[Records with interface code]
[BEGIN]
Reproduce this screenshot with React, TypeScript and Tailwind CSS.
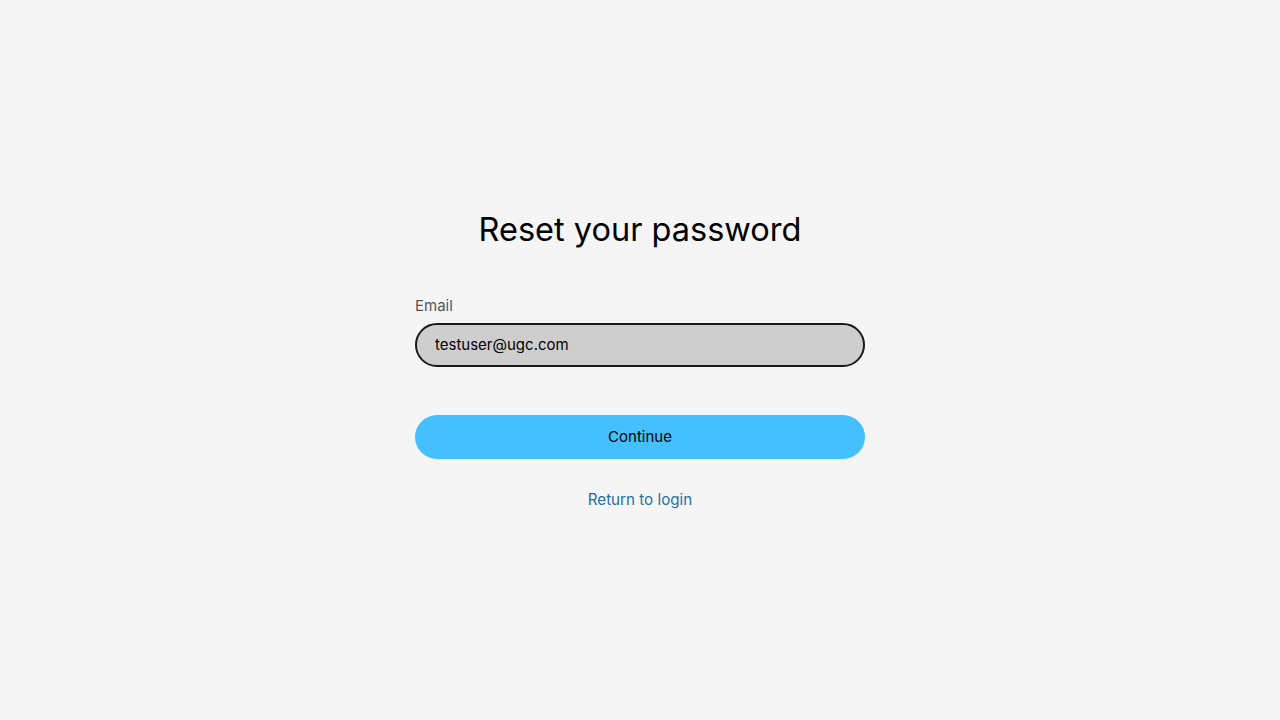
export default function App() {
  return (
    <div
      className="flex min-h-screen items-center justify-center bg-[#f5f5f5] text-black"
      style={{ fontFamily: "Inter, 'Noto Sans', sans-serif" }}
    >
      <div className="flex w-[450px] flex-col">
        <h1 className="mt-[1px] text-center text-[32.5px] leading-10 font-normal">Reset your password</h1>
        <label className="mt-[45px] text-[15px] leading-[22px] text-[#555555]">Email</label>
        <input
          type="email"
          defaultValue="testuser@ugc.com"
          className="mt-[6px] h-11 w-full rounded-full border-2 border-[#1a1a1a] bg-[#cecece] px-[18px] pb-[2px] text-[15px] text-black outline-none"
        />
        <button className="mt-12 h-11 w-full rounded-full bg-[#44c0ff] text-[15px] text-black">
          Continue
        </button>
        <a href="#" className="mt-[30px] text-center text-[15.2px] leading-[22px] text-[#1f6fa8]">
          Return to login
        </a>
      </div>
    </div>
  )
}
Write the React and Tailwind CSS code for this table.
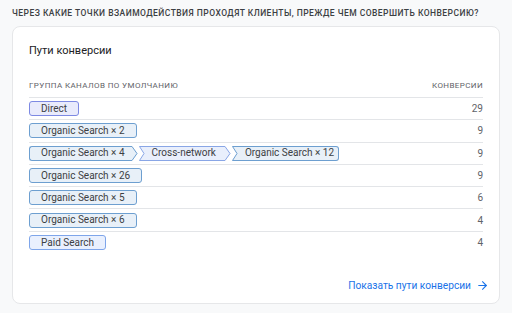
import { ArrowRight } from 'lucide-react'

// цвета чипов по каналу
const TONES = {
  direct: { bg: '#e9ebfc', border: '#7d89e3' },
  organic: { bg: '#e8f0f8', border: '#6d9fd0' },
  cross: { bg: '#e9effc', border: '#89a6e6' },
  paid: { bg: '#e9f0fe', border: '#7ea5ea' },
}

const ROWS = [
  { path: [['Direct', 'direct']], value: 29 },
  { path: [['Organic Search × 2', 'organic']], value: 9 },
  {
    path: [
      ['Organic Search × 4', 'organic'],
      ['Cross-network', 'cross'],
      ['Organic Search × 12', 'organic'],
    ],
    value: 9,
  },
  { path: [['Organic Search × 26', 'organic']], value: 9 },
  { path: [['Organic Search × 5', 'organic']], value: 6 },
  { path: [['Organic Search × 6', 'organic']], value: 4 },
  { path: [['Paid Search', 'paid']], value: 4 },
]

function Notch({ tone }) {
  return (
    <svg width="6" height="15" className="block shrink-0">
      <polygon points="0,0 6,0 6,15 0,15 5,7.5" fill={tone.bg} />
      <polyline points="6,0.5 0.5,0.5 5,7.5 0.5,14.5 6,14.5" fill="none" stroke={tone.border} strokeWidth="1" />
    </svg>
  )
}

function Tip({ tone }) {
  return (
    <svg width="6" height="15" className="block shrink-0">
      <polygon points="0,0 5.5,7.5 0,15" fill={tone.bg} />
      <polyline points="0,0.5 5,7.5 0,14.5" fill="none" stroke={tone.border} strokeWidth="1" />
    </svg>
  )
}

function Chip({ label, kind, first, last }) {
  const tone = TONES[kind]
  let pad = first ? 'rounded-l-[3px] border-l pl-[11px] ' : 'pl-[7px] '
  if (last) pad += first ? 'rounded-r-[3px] border-r pr-[11px]' : 'rounded-r-[3px] border-r pr-[4px]'
  else pad += first ? 'pr-[7px]' : 'pr-[9px]'
  return (
    <div className="flex h-[15px] items-stretch">
      {!first && <Notch tone={tone} />}
      <div
        className={'flex items-center border-y text-[10px] leading-none text-[#3c4043] ' + pad}
        style={{ background: tone.bg, borderColor: tone.border }}
      >
        {label}
      </div>
      {!last && <Tip tone={tone} />}
    </div>
  )
}

export default function App() {
  return (
    <div className="w-[512px] h-[313px] bg-[#f8f9fa] px-3 pt-[7px] font-['Roboto',sans-serif]">
      <div className="text-[8.5px] leading-3 font-medium uppercase tracking-[0.46px] text-[#3c4043]">
        Через какие точки взаимодействия проходят клиенты, прежде чем совершить конверсию?
      </div>

      <div className="mt-[7px] h-[278px] rounded-lg border border-[#e6e7e9] bg-white px-4 pt-[17px] flex flex-col">
        <div className="text-[11px] leading-[14px] text-[#202124]">Пути конверсии</div>

        <div className="mt-[23px] flex items-center justify-between text-[8px] leading-[10px] uppercase tracking-[0.4px] text-[#5f6368]">
          <span>Группа каналов по умолчанию</span>
          <span>Конверсии</span>
        </div>

        <div className="mt-[6px] border-t border-[#e3e5e8]">
          {ROWS.map((row, i) => (
            <div
              key={i}
              className={
                'flex h-[22.3px] items-center justify-between ' +
                (i < ROWS.length - 1 ? 'border-b border-[#e3e5e8]' : '')
              }
            >
              <div className="flex items-center gap-[1px]">
                {row.path.map(([label, kind], j) => (
                  <Chip key={j} label={label} kind={kind} first={j === 0} last={j === row.path.length - 1} />
                ))}
              </div>
              <span className="text-[10px] text-[#5f6368]">{row.value}</span>
            </div>
          ))}
        </div>

        <div className="mt-auto mb-[10px] flex items-center justify-end gap-[5px] text-[10.2px] text-[#1a73e8]">
          <span>Показать пути конверсии</span>
          <ArrowRight size={13} strokeWidth={2} className="mr-[-6px]" />
        </div>
      </div>
    </div>
  )
}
[END]
§ **Given instruction**: Every record must be copied exactly, with the pictures left out.

§ **Response to the exercise**:
Reproduce this screenshot with React, TypeScript and Tailwind CSS.
export default function App() {
  return (
    <div
      className="flex min-h-screen items-center justify-center bg-[#f5f5f5] text-black"
      style={{ fontFamily: "Inter, 'Noto Sans', sans-serif" }}
    >
      <div className="flex w-[450px] flex-col">
        <h1 className="mt-[1px] text-center text-[32.5px] leading-10 font-normal">Reset your password</h1>
        <label className="mt-[45px] text-[15px] leading-[22px] text-[#555555]">Email</label>
        <input
          type="email"
          defaultValue="testuser@ugc.com"
          className="mt-[6px] h-11 w-full rounded-full border-2 border-[#1a1a1a] bg-[#cecece] px-[18px] pb-[2px] text-[15px] text-black outline-none"
        />
        <button className="mt-12 h-11 w-full rounded-full bg-[#44c0ff] text-[15px] text-black">
          Continue
        </button>
        <a href="#" className="mt-[30px] text-center text-[15.2px] leading-[22px] text-[#1f6fa8]">
          Return to login
        </a>
      </div>
    </div>
  )
}
Write the React and Tailwind CSS code for this table.
import { ArrowRight } from 'lucide-react'

// цвета чипов по каналу
const TONES = {
  direct: { bg: '#e9ebfc', border: '#7d89e3' },
  organic: { bg: '#e8f0f8', border: '#6d9fd0' },
  cross: { bg: '#e9effc', border: '#89a6e6' },
  paid: { bg: '#e9f0fe', border: '#7ea5ea' },
}

const ROWS = [
  { path: [['Direct', 'direct']], value: 29 },
  { path: [['Organic Search × 2', 'organic']], value: 9 },
  {
    path: [
      ['Organic Search × 4', 'organic'],
      ['Cross-network', 'cross'],
      ['Organic Search × 12', 'organic'],
    ],
    value: 9,
  },
  { path: [['Organic Search × 26', 'organic']], value: 9 },
  { path: [['Organic Search × 5', 'organic']], value: 6 },
  { path: [['Organic Search × 6', 'organic']], value: 4 },
  { path: [['Paid Search', 'paid']], value: 4 },
]

function Notch({ tone }) {
  return (
    <svg width="6" height="15" className="block shrink-0">
      <polygon points="0,0 6,0 6,15 0,15 5,7.5" fill={tone.bg} />
      <polyline points="6,0.5 0.5,0.5 5,7.5 0.5,14.5 6,14.5" fill="none" stroke={tone.border} strokeWidth="1" />
    </svg>
  )
}

function Tip({ tone }) {
  return (
    <svg width="6" height="15" className="block shrink-0">
      <polygon points="0,0 5.5,7.5 0,15" fill={tone.bg} />
      <polyline points="0,0.5 5,7.5 0,14.5" fill="none" stroke={tone.border} strokeWidth="1" />
    </svg>
  )
}

function Chip({ label, kind, first, last }) {
  const tone = TONES[kind]
  let pad = first ? 'rounded-l-[3px] border-l pl-[11px] ' : 'pl-[7px] '
  if (last) pad += first ? 'rounded-r-[3px] border-r pr-[11px]' : 'rounded-r-[3px] border-r pr-[4px]'
  else pad += first ? 'pr-[7px]' : 'pr-[9px]'
  return (
    <div className="flex h-[15px] items-stretch">
      {!first && <Notch tone={tone} />}
      <div
        className={'flex items-center border-y text-[10px] leading-none text-[#3c4043] ' + pad}
        style={{ background: tone.bg, borderColor: tone.border }}
      >
        {label}
      </div>
      {!last && <Tip tone={tone} />}
    </div>
  )
}

export default function App() {
  return (
    <div className="w-[512px] h-[313px] bg-[#f8f9fa] px-3 pt-[7px] font-['Roboto',sans-serif]">
      <div className="text-[8.5px] leading-3 font-medium uppercase tracking-[0.46px] text-[#3c4043]">
        Через какие точки взаимодействия проходят клиенты, прежде чем совершить конверсию?
      </div>

      <div className="mt-[7px] h-[278px] rounded-lg border border-[#e6e7e9] bg-white px-4 pt-[17px] flex flex-col">
        <div className="text-[11px] leading-[14px] text-[#202124]">Пути конверсии</div>

        <div className="mt-[23px] flex items-center justify-between text-[8px] leading-[10px] uppercase tracking-[0.4px] text-[#5f6368]">
          <span>Группа каналов по умолчанию</span>
          <span>Конверсии</span>
        </div>

        <div className="mt-[6px] border-t border-[#e3e5e8]">
          {ROWS.map((row, i) => (
            <div
              key={i}
              className={
                'flex h-[22.3px] items-center justify-between ' +
                (i < ROWS.length - 1 ? 'border-b border-[#e3e5e8]' : '')
              }
            >
              <div className="flex items-center gap-[1px]">
                {row.path.map(([label, kind], j) => (
                  <Chip key={j} label={label} kind={kind} first={j === 0} last={j === row.path.length - 1} />
                ))}
              </div>
              <span className="text-[10px] text-[#5f6368]">{row.value}</span>
            </div>
          ))}
        </div>

        <div className="mt-auto mb-[10px] flex items-center justify-end gap-[5px] text-[10.2px] text-[#1a73e8]">
          <span>Показать пути конверсии</span>
          <ArrowRight size={13} strokeWidth={2} className="mr-[-6px]" />
        </div>
      </div>
    </div>
  )
}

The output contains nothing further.